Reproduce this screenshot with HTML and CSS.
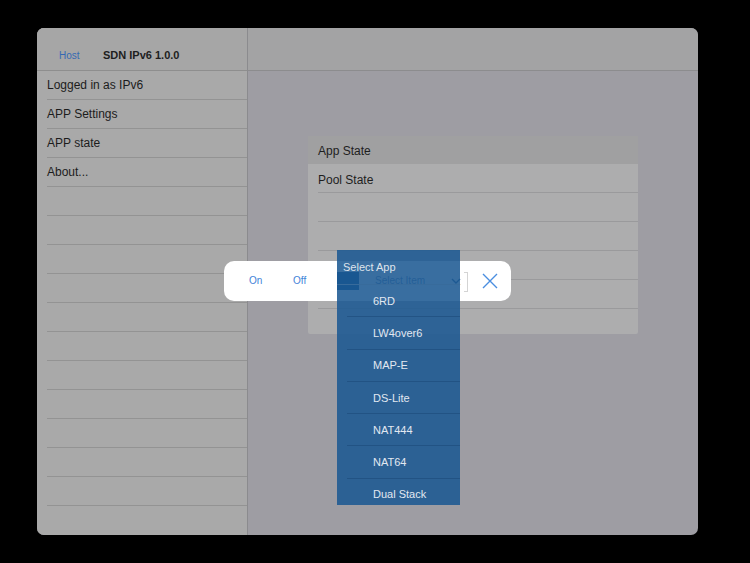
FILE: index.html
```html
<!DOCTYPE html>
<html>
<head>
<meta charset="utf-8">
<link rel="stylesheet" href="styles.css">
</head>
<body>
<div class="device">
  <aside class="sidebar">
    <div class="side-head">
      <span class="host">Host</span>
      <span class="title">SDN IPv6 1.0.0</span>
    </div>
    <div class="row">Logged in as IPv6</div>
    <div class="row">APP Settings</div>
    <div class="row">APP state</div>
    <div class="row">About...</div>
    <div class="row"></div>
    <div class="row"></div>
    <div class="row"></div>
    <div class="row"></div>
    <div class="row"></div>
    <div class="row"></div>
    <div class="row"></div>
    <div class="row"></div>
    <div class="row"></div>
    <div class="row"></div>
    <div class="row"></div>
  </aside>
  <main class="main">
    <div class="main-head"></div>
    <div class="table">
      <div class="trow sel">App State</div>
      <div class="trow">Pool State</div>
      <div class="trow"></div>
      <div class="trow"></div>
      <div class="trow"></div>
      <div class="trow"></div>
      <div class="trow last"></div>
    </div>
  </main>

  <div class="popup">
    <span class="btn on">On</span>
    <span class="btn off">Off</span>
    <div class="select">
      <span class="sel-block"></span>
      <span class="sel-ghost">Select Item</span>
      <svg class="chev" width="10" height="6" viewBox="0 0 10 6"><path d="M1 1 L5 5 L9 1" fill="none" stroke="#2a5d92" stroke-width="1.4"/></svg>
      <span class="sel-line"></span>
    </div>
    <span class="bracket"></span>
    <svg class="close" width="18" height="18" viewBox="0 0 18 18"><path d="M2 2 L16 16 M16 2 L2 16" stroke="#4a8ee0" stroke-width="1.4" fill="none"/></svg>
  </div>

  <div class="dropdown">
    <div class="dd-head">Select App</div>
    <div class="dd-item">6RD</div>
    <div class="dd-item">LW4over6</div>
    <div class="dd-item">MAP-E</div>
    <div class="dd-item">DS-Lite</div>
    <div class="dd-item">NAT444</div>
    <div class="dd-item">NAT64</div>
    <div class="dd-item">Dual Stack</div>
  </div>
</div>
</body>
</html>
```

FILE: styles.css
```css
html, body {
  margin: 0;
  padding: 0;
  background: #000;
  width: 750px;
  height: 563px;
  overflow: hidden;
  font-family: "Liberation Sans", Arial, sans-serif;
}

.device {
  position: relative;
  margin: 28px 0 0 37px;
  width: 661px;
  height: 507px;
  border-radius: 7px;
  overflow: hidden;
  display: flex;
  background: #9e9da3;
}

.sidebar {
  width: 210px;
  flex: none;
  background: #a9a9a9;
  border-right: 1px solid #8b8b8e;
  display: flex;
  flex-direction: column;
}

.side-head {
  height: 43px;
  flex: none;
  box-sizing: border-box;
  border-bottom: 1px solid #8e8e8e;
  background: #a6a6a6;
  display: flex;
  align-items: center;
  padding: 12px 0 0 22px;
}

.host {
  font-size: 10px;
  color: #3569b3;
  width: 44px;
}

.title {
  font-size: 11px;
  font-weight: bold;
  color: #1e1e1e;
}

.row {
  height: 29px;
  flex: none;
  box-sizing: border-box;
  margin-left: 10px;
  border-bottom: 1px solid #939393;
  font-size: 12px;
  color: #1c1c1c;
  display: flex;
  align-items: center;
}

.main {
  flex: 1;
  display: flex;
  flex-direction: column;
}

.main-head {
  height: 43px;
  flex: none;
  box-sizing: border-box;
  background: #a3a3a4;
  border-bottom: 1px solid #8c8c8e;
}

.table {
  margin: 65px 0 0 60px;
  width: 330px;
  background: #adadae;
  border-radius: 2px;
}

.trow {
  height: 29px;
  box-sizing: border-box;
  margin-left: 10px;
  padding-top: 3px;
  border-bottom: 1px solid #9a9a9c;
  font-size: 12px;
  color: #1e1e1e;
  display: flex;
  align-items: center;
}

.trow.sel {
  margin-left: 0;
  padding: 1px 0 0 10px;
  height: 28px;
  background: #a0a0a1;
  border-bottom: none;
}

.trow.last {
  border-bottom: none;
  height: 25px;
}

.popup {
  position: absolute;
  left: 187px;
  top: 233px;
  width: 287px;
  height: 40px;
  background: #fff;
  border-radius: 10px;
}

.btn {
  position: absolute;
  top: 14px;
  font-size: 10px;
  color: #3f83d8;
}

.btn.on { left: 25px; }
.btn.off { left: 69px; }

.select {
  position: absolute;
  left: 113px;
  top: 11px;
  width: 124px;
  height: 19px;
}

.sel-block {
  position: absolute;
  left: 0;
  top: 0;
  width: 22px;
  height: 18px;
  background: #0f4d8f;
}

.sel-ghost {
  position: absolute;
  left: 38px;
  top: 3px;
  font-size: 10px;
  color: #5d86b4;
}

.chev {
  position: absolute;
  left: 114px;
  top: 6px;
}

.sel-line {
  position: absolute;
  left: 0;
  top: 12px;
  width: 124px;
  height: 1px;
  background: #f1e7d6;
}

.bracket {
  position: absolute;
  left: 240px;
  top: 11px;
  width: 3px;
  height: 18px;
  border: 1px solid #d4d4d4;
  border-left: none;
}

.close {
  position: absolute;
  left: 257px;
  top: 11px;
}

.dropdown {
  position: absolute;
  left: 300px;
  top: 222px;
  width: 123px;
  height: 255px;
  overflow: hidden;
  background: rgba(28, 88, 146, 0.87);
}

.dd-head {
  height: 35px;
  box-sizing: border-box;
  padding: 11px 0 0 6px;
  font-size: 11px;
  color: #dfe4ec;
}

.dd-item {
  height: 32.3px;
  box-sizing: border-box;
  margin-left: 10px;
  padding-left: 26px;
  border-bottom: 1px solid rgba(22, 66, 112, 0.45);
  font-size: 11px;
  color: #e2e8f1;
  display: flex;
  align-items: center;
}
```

---

> Exercise aim
Retype each line of the listing above word for word. Exclude the pictures.

> Written response
Reproduce this screenshot with HTML and CSS.
FILE: index.html
```html
<!DOCTYPE html>
<html>
<head>
<meta charset="utf-8">
<link rel="stylesheet" href="styles.css">
</head>
<body>
<div class="device">
  <aside class="sidebar">
    <div class="side-head">
      <span class="host">Host</span>
      <span class="title">SDN IPv6 1.0.0</span>
    </div>
    <div class="row">Logged in as IPv6</div>
    <div class="row">APP Settings</div>
    <div class="row">APP state</div>
    <div class="row">About...</div>
    <div class="row"></div>
    <div class="row"></div>
    <div class="row"></div>
    <div class="row"></div>
    <div class="row"></div>
    <div class="row"></div>
    <div class="row"></div>
    <div class="row"></div>
    <div class="row"></div>
    <div class="row"></div>
    <div class="row"></div>
  </aside>
  <main class="main">
    <div class="main-head"></div>
    <div class="table">
      <div class="trow sel">App State</div>
      <div class="trow">Pool State</div>
      <div class="trow"></div>
      <div class="trow"></div>
      <div class="trow"></div>
      <div class="trow"></div>
      <div class="trow last"></div>
    </div>
  </main>

  <div class="popup">
    <span class="btn on">On</span>
    <span class="btn off">Off</span>
    <div class="select">
      <span class="sel-block"></span>
      <span class="sel-ghost">Select Item</span>
      <svg class="chev" width="10" height="6" viewBox="0 0 10 6"><path d="M1 1 L5 5 L9 1" fill="none" stroke="#2a5d92" stroke-width="1.4"/></svg>
      <span class="sel-line"></span>
    </div>
    <span class="bracket"></span>
    <svg class="close" width="18" height="18" viewBox="0 0 18 18"><path d="M2 2 L16 16 M16 2 L2 16" stroke="#4a8ee0" stroke-width="1.4" fill="none"/></svg>
  </div>

  <div class="dropdown">
    <div class="dd-head">Select App</div>
    <div class="dd-item">6RD</div>
    <div class="dd-item">LW4over6</div>
    <div class="dd-item">MAP-E</div>
    <div class="dd-item">DS-Lite</div>
    <div class="dd-item">NAT444</div>
    <div class="dd-item">NAT64</div>
    <div class="dd-item">Dual Stack</div>
  </div>
</div>
</body>
</html>
```

FILE: styles.css
```css
html, body {
  margin: 0;
  padding: 0;
  background: #000;
  width: 750px;
  height: 563px;
  overflow: hidden;
  font-family: "Liberation Sans", Arial, sans-serif;
}

.device {
  position: relative;
  margin: 28px 0 0 37px;
  width: 661px;
  height: 507px;
  border-radius: 7px;
  overflow: hidden;
  display: flex;
  background: #9e9da3;
}

.sidebar {
  width: 210px;
  flex: none;
  background: #a9a9a9;
  border-right: 1px solid #8b8b8e;
  display: flex;
  flex-direction: column;
}

.side-head {
  height: 43px;
  flex: none;
  box-sizing: border-box;
  border-bottom: 1px solid #8e8e8e;
  background: #a6a6a6;
  display: flex;
  align-items: center;
  padding: 12px 0 0 22px;
}

.host {
  font-size: 10px;
  color: #3569b3;
  width: 44px;
}

.title {
  font-size: 11px;
  font-weight: bold;
  color: #1e1e1e;
}

.row {
  height: 29px;
  flex: none;
  box-sizing: border-box;
  margin-left: 10px;
  border-bottom: 1px solid #939393;
  font-size: 12px;
  color: #1c1c1c;
  display: flex;
  align-items: center;
}

.main {
  flex: 1;
  display: flex;
  flex-direction: column;
}

.main-head {
  height: 43px;
  flex: none;
  box-sizing: border-box;
  background: #a3a3a4;
  border-bottom: 1px solid #8c8c8e;
}

.table {
  margin: 65px 0 0 60px;
  width: 330px;
  background: #adadae;
  border-radius: 2px;
}

.trow {
  height: 29px;
  box-sizing: border-box;
  margin-left: 10px;
  padding-top: 3px;
  border-bottom: 1px solid #9a9a9c;
  font-size: 12px;
  color: #1e1e1e;
  display: flex;
  align-items: center;
}

.trow.sel {
  margin-left: 0;
  padding: 1px 0 0 10px;
  height: 28px;
  background: #a0a0a1;
  border-bottom: none;
}

.trow.last {
  border-bottom: none;
  height: 25px;
}

.popup {
  position: absolute;
  left: 187px;
  top: 233px;
  width: 287px;
  height: 40px;
  background: #fff;
  border-radius: 10px;
}

.btn {
  position: absolute;
  top: 14px;
  font-size: 10px;
  color: #3f83d8;
}

.btn.on { left: 25px; }
.btn.off { left: 69px; }

.select {
  position: absolute;
  left: 113px;
  top: 11px;
  width: 124px;
  height: 19px;
}

.sel-block {
  position: absolute;
  left: 0;
  top: 0;
  width: 22px;
  height: 18px;
  background: #0f4d8f;
}

.sel-ghost {
  position: absolute;
  left: 38px;
  top: 3px;
  font-size: 10px;
  color: #5d86b4;
}

.chev {
  position: absolute;
  left: 114px;
  top: 6px;
}

.sel-line {
  position: absolute;
  left: 0;
  top: 12px;
  width: 124px;
  height: 1px;
  background: #f1e7d6;
}

.bracket {
  position: absolute;
  left: 240px;
  top: 11px;
  width: 3px;
  height: 18px;
  border: 1px solid #d4d4d4;
  border-left: none;
}

.close {
  position: absolute;
  left: 257px;
  top: 11px;
}

.dropdown {
  position: absolute;
  left: 300px;
  top: 222px;
  width: 123px;
  height: 255px;
  overflow: hidden;
  background: rgba(28, 88, 146, 0.87);
}

.dd-head {
  height: 35px;
  box-sizing: border-box;
  padding: 11px 0 0 6px;
  font-size: 11px;
  color: #dfe4ec;
}

.dd-item {
  height: 32.3px;
  box-sizing: border-box;
  margin-left: 10px;
  padding-left: 26px;
  border-bottom: 1px solid rgba(22, 66, 112, 0.45);
  font-size: 11px;
  color: #e2e8f1;
  display: flex;
  align-items: center;
}
```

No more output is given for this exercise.